**WHAT YOU WILL DO**
Could you write out every record below exactly, leaving out any pictures?

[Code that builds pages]
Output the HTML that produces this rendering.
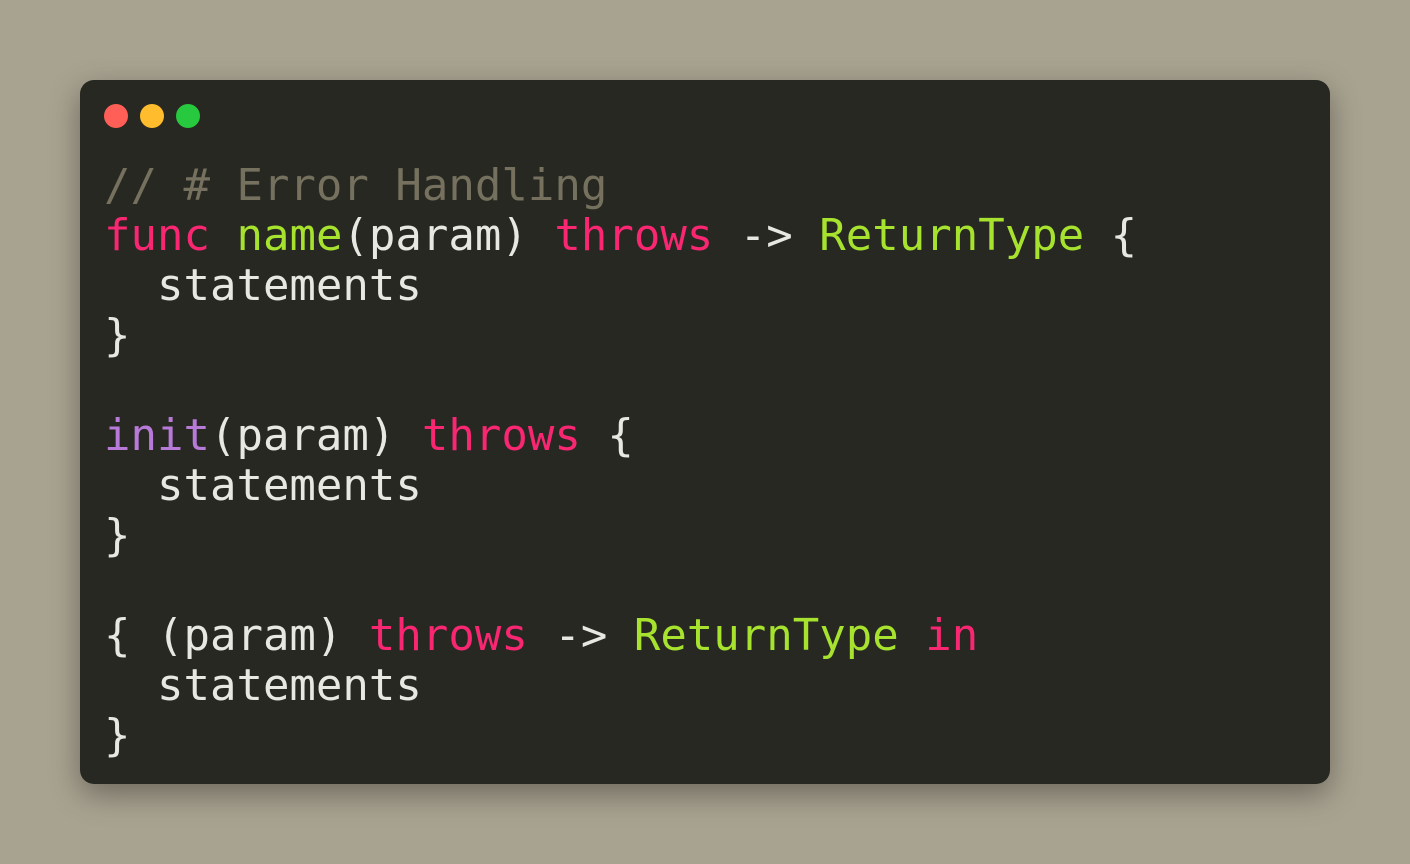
<!DOCTYPE html>
<html><head><style>
html,body{margin:0;padding:0;}
body{width:1410px;height:864px;background:#a8a290;position:relative;overflow:hidden;}
.win{position:absolute;left:80px;top:80px;width:1250px;height:704px;background:#272822;border-radius:14px;box-shadow:0 10px 30px rgba(0,0,0,0.35);}
.dot{position:absolute;top:24px;width:24px;height:24px;border-radius:50%;}
pre{position:absolute;left:24px;top:81px;margin:0;font-family:"DejaVu Sans Mono","Liberation Mono",monospace;font-size:44px;line-height:50px;color:#e8e8e2;}
.c{color:#75715e}.k{color:#f92672}.g{color:#a6e22e}.p{color:#b87ad8}
</style></head><body>
<div class="win">
<div class="dot" style="left:24px;background:#ff5f56"></div>
<div class="dot" style="left:60px;background:#ffbd2e"></div>
<div class="dot" style="left:96px;background:#27c93f"></div>
<pre><span class="c">// # Error Handling</span>
<span class="k">func</span> <span class="g">name</span>(param) <span class="k">throws</span> -&gt; <span class="g">ReturnType</span> {
  statements
}

<span class="p">init</span>(param) <span class="k">throws</span> {
  statements
}

{ (param) <span class="k">throws</span> -&gt; <span class="g">ReturnType</span> <span class="k">in</span>
  statements
}</pre>
</div>
</body></html>
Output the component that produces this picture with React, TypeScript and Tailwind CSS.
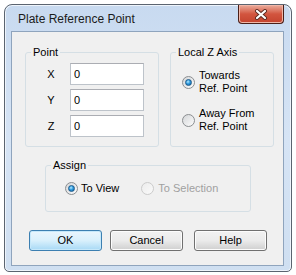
import React from "react";

function Radio({ checked, disabled }: { checked?: boolean; disabled?: boolean }) {
  return (
    <span
      className={
        disabled
          ? "flex h-[13px] w-[13px] shrink-0 items-center justify-center rounded-full border border-[#cbcbcb] bg-linear-to-br from-[#ececec] to-[#fafafa]"
          : "flex h-[13px] w-[13px] shrink-0 items-center justify-center rounded-full border border-[#8b8e91] bg-linear-to-br from-[#d4d6d8] to-[#fdfdfd]"
      }
    >
      {checked && (
        <span className="h-[7px] w-[7px] rounded-full border border-[#1c5b8c] bg-[radial-gradient(circle_at_40%_35%,#b6ecff_0%,#2f9be0_45%,#0b5a96_100%)]" />
      )}
    </span>
  );
}

function Field({ label }: { label: string }) {
  return (
    <div className="flex h-[22px] items-center">
      <span className="ml-[19px] w-[12px] text-center">{label}</span>
      <input
        readOnly
        value="0"
        className="ml-[13px] h-[22px] w-[74px] border border-[#bdc3ca] border-t-[#abadb3] bg-white pl-[3px] text-[11px] outline-none"
      />
    </div>
  );
}

function Button({ label, primary, className }: { label: string; primary?: boolean; className?: string }) {
  return (
    <button
      className={`${className ?? ""} flex h-[21px] w-[73px] items-center justify-center rounded-[3px] border text-[11px] ${
        primary
          ? "border-[#3c7fb1] bg-linear-to-b from-[#eaf6fd] via-[#d9f0fc] to-[#a7d9f5] shadow-[inset_0_0_0_1px_#c6e8fa]"
          : "border-[#707070] bg-linear-to-b from-[#f2f2f2] via-[#ebebeb] to-[#cfcfcf] shadow-[inset_0_0_0_1px_#fcfcfc]"
      }`}
    >
      {label}
    </button>
  );
}

export default function App() {
  return (
    <div className="h-[275px] w-[296px] overflow-hidden bg-white pl-[4px] pt-[4px] text-[11px] text-black [font-family:'Liberation_Sans',Arial,sans-serif]">
      {/* window frame */}
      <div className="flex h-[268px] w-[288px] flex-col rounded-t-[8px] rounded-b-[5px] border border-[#5b6470] bg-linear-to-b from-[#c8daf0] via-[#d6e4f5] to-[#cfdff1] pl-[6px] pr-[7px] shadow-[inset_0_0_0_1px_#eef4fb]">
        <div className="flex h-[26px] shrink-0 items-start justify-between">
          <span className="pl-[7px] pt-[7px] text-[12px] leading-[15px] text-[#1b1b1b]">Plate Reference Point</span>
          <div className="flex h-[19px] w-[46px] items-center justify-center rounded-b-[4px] border border-t-0 border-[#4a1f18] bg-linear-to-b from-[#e9ac9d] via-[#d2553f] to-[#c4432e] shadow-[inset_0_0_0_1px_#f0b7a8]">
            <svg width="14" height="11" viewBox="0 0 14 11">
              <path d="M3 2 L11 9 M11 2 L3 9" stroke="#5a2a22" strokeWidth="4" strokeLinecap="round" />
              <path d="M3 2 L11 9 M11 2 L3 9" stroke="#ffffff" strokeWidth="2.2" strokeLinecap="round" />
            </svg>
          </div>
        </div>

        {/* client area */}
        <div className="flex h-[235px] w-[273px] shrink-0 flex-col border border-[#8fa4bd] bg-[#f0f0f0]">
          <div className="ml-[13px] mt-[14px] flex">
            <fieldset className="h-[101px] w-[134px] rounded-[3px] border border-[#d5dfe5]">
              <legend className="ml-[5px] px-[2px] leading-[13px]">Point</legend>
              <div className="flex flex-col gap-[4px] pt-[4px]">
                <Field label="X" />
                <Field label="Y" />
                <Field label="Z" />
              </div>
            </fieldset>
            <fieldset className="ml-[11px] h-[101px] w-[104px] rounded-[3px] border border-[#d5dfe5]">
              <legend className="ml-[5px] px-[2px] leading-[13px]">Local Z Axis</legend>
              <div className="flex flex-col gap-[12px] pl-[11px] pt-[10px]">
                <div className="flex items-center gap-[4px]">
                  <Radio checked />
                  <span className="leading-[13px]">
                    Towards
                    <br />
                    Ref. Point
                  </span>
                </div>
                <div className="flex items-center gap-[4px]">
                  <Radio />
                  <span className="leading-[13px]">
                    Away From
                    <br />
                    Ref. Point
                  </span>
                </div>
              </div>
            </fieldset>
          </div>

          <fieldset className="ml-[33px] mt-[12px] h-[53px] w-[206px] rounded-[3px] border border-[#d5dfe5]">
            <legend className="ml-[5px] px-[2px] leading-[13px]">Assign</legend>
            <div className="flex items-center pl-[19px] pt-[10px]">
              <Radio checked />
              <span className="ml-[3px] leading-[13px]">To View</span>
              <span className="ml-[22px]">
                <Radio disabled />
              </span>
              <span className="ml-[4px] leading-[13px] text-[#a0a0a0]">To Selection</span>
            </div>
          </fieldset>

          <div className="ml-[17px] mt-[18px] flex">
            <Button label="OK" primary />
            <Button label="Cancel" className="ml-[8px]" />
            <Button label="Help" className="ml-[11px]" />
          </div>
        </div>
      </div>
    </div>
  );
}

**THE REPLY**
Output the HTML that produces this rendering.
<!DOCTYPE html>
<html><head><style>
html,body{margin:0;padding:0;}
body{width:1410px;height:864px;background:#a8a290;position:relative;overflow:hidden;}
.win{position:absolute;left:80px;top:80px;width:1250px;height:704px;background:#272822;border-radius:14px;box-shadow:0 10px 30px rgba(0,0,0,0.35);}
.dot{position:absolute;top:24px;width:24px;height:24px;border-radius:50%;}
pre{position:absolute;left:24px;top:81px;margin:0;font-family:"DejaVu Sans Mono","Liberation Mono",monospace;font-size:44px;line-height:50px;color:#e8e8e2;}
.c{color:#75715e}.k{color:#f92672}.g{color:#a6e22e}.p{color:#b87ad8}
</style></head><body>
<div class="win">
<div class="dot" style="left:24px;background:#ff5f56"></div>
<div class="dot" style="left:60px;background:#ffbd2e"></div>
<div class="dot" style="left:96px;background:#27c93f"></div>
<pre><span class="c">// # Error Handling</span>
<span class="k">func</span> <span class="g">name</span>(param) <span class="k">throws</span> -&gt; <span class="g">ReturnType</span> {
  statements
}

<span class="p">init</span>(param) <span class="k">throws</span> {
  statements
}

{ (param) <span class="k">throws</span> -&gt; <span class="g">ReturnType</span> <span class="k">in</span>
  statements
}</pre>
</div>
</body></html>
Output the component that produces this picture with React, TypeScript and Tailwind CSS.
import React from "react";

function Radio({ checked, disabled }: { checked?: boolean; disabled?: boolean }) {
  return (
    <span
      className={
        disabled
          ? "flex h-[13px] w-[13px] shrink-0 items-center justify-center rounded-full border border-[#cbcbcb] bg-linear-to-br from-[#ececec] to-[#fafafa]"
          : "flex h-[13px] w-[13px] shrink-0 items-center justify-center rounded-full border border-[#8b8e91] bg-linear-to-br from-[#d4d6d8] to-[#fdfdfd]"
      }
    >
      {checked && (
        <span className="h-[7px] w-[7px] rounded-full border border-[#1c5b8c] bg-[radial-gradient(circle_at_40%_35%,#b6ecff_0%,#2f9be0_45%,#0b5a96_100%)]" />
      )}
    </span>
  );
}

function Field({ label }: { label: string }) {
  return (
    <div className="flex h-[22px] items-center">
      <span className="ml-[19px] w-[12px] text-center">{label}</span>
      <input
        readOnly
        value="0"
        className="ml-[13px] h-[22px] w-[74px] border border-[#bdc3ca] border-t-[#abadb3] bg-white pl-[3px] text-[11px] outline-none"
      />
    </div>
  );
}

function Button({ label, primary, className }: { label: string; primary?: boolean; className?: string }) {
  return (
    <button
      className={`${className ?? ""} flex h-[21px] w-[73px] items-center justify-center rounded-[3px] border text-[11px] ${
        primary
          ? "border-[#3c7fb1] bg-linear-to-b from-[#eaf6fd] via-[#d9f0fc] to-[#a7d9f5] shadow-[inset_0_0_0_1px_#c6e8fa]"
          : "border-[#707070] bg-linear-to-b from-[#f2f2f2] via-[#ebebeb] to-[#cfcfcf] shadow-[inset_0_0_0_1px_#fcfcfc]"
      }`}
    >
      {label}
    </button>
  );
}

export default function App() {
  return (
    <div className="h-[275px] w-[296px] overflow-hidden bg-white pl-[4px] pt-[4px] text-[11px] text-black [font-family:'Liberation_Sans',Arial,sans-serif]">
      {/* window frame */}
      <div className="flex h-[268px] w-[288px] flex-col rounded-t-[8px] rounded-b-[5px] border border-[#5b6470] bg-linear-to-b from-[#c8daf0] via-[#d6e4f5] to-[#cfdff1] pl-[6px] pr-[7px] shadow-[inset_0_0_0_1px_#eef4fb]">
        <div className="flex h-[26px] shrink-0 items-start justify-between">
          <span className="pl-[7px] pt-[7px] text-[12px] leading-[15px] text-[#1b1b1b]">Plate Reference Point</span>
          <div className="flex h-[19px] w-[46px] items-center justify-center rounded-b-[4px] border border-t-0 border-[#4a1f18] bg-linear-to-b from-[#e9ac9d] via-[#d2553f] to-[#c4432e] shadow-[inset_0_0_0_1px_#f0b7a8]">
            <svg width="14" height="11" viewBox="0 0 14 11">
              <path d="M3 2 L11 9 M11 2 L3 9" stroke="#5a2a22" strokeWidth="4" strokeLinecap="round" />
              <path d="M3 2 L11 9 M11 2 L3 9" stroke="#ffffff" strokeWidth="2.2" strokeLinecap="round" />
            </svg>
          </div>
        </div>

        {/* client area */}
        <div className="flex h-[235px] w-[273px] shrink-0 flex-col border border-[#8fa4bd] bg-[#f0f0f0]">
          <div className="ml-[13px] mt-[14px] flex">
            <fieldset className="h-[101px] w-[134px] rounded-[3px] border border-[#d5dfe5]">
              <legend className="ml-[5px] px-[2px] leading-[13px]">Point</legend>
              <div className="flex flex-col gap-[4px] pt-[4px]">
                <Field label="X" />
                <Field label="Y" />
                <Field label="Z" />
              </div>
            </fieldset>
            <fieldset className="ml-[11px] h-[101px] w-[104px] rounded-[3px] border border-[#d5dfe5]">
              <legend className="ml-[5px] px-[2px] leading-[13px]">Local Z Axis</legend>
              <div className="flex flex-col gap-[12px] pl-[11px] pt-[10px]">
                <div className="flex items-center gap-[4px]">
                  <Radio checked />
                  <span className="leading-[13px]">
                    Towards
                    <br />
                    Ref. Point
                  </span>
                </div>
                <div className="flex items-center gap-[4px]">
                  <Radio />
                  <span className="leading-[13px]">
                    Away From
                    <br />
                    Ref. Point
                  </span>
                </div>
              </div>
            </fieldset>
          </div>

          <fieldset className="ml-[33px] mt-[12px] h-[53px] w-[206px] rounded-[3px] border border-[#d5dfe5]">
            <legend className="ml-[5px] px-[2px] leading-[13px]">Assign</legend>
            <div className="flex items-center pl-[19px] pt-[10px]">
              <Radio checked />
              <span className="ml-[3px] leading-[13px]">To View</span>
              <span className="ml-[22px]">
                <Radio disabled />
              </span>
              <span className="ml-[4px] leading-[13px] text-[#a0a0a0]">To Selection</span>
            </div>
          </fieldset>

          <div className="ml-[17px] mt-[18px] flex">
            <Button label="OK" primary />
            <Button label="Cancel" className="ml-[8px]" />
            <Button label="Help" className="ml-[11px]" />
          </div>
        </div>
      </div>
    </div>
  );
}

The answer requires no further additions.